MAGAZINE

Sliding doors

Many of us will have seen the film.  It’s about how chance events can have a profound impact on our lives.  For example, when I was seventeen I sailed a racing dinghy with a school friend every Sunday. One week he didn’t arrive in time for the morning race.  He’d got a puncture in his push bike tyre.  I had nothing to do for two hours, then I noticed a girl walking her dog in the dinghy park: we married three years later. If he hadn’t had a bicycle blow out … 

I can recall one or two similar, life-changing events as I look back.  One was in August 1974.  I was just married, broke, unemployed, the landlord was ringing daily and I was pretending to be out. I was desperate for work. I went for an interview for a job, for which I was not qualified, at a company I knew nothing about. I had just moved to the town and it was the only employer of any size. It was called Scotpac.  The manager was Glyn Thomas. It was my entry into the moving industry.  Glyn and I worked together after that for 20 years and remained friends ever since.  There were other applicants. He could have chosen anyone. But he didn’t.

Glyn died last week. He was 78. That chance meeting all those years ago changed my life forever. Not only did it give me a living for 50 years, and counting, it gave me a banquet of extraordinary experiences and wonderful memories. Through good times we laughed and played. When things went bad, he held me above the water, then I held him. There were times when either, or both of us, might have sunk beneath the waves, but we didn’t.
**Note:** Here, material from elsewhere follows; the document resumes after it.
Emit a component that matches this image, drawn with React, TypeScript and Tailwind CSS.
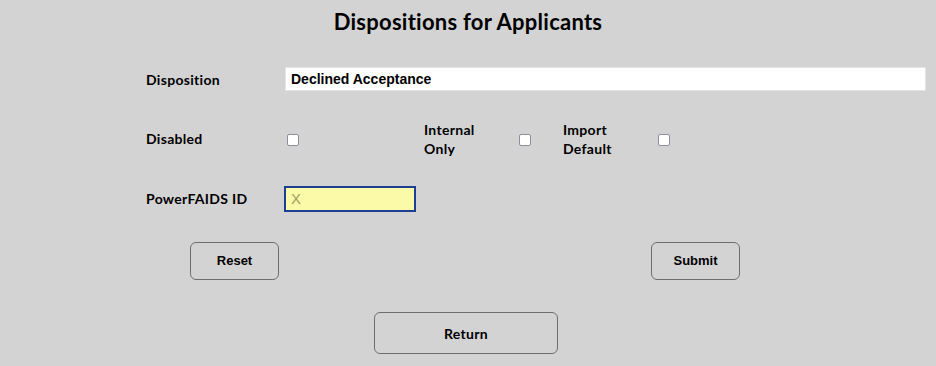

It's more than that even.  When I look back at that muggy August day, sitting in Glyn’s office sweltering in the suit I had been married in the week before, the only one I owned of course, with my shirt stuck to my back, I could not have known that today, 50 years later, almost everything I have, everything I have done and everything I am, was forged in that moment. What an extraordinary thing.

Few of you would remember Glyn Thomas now. He stepped away from the industry 20 years ago. But I do.  He gave me the opportunity to thrive.  Rest in peace my friend.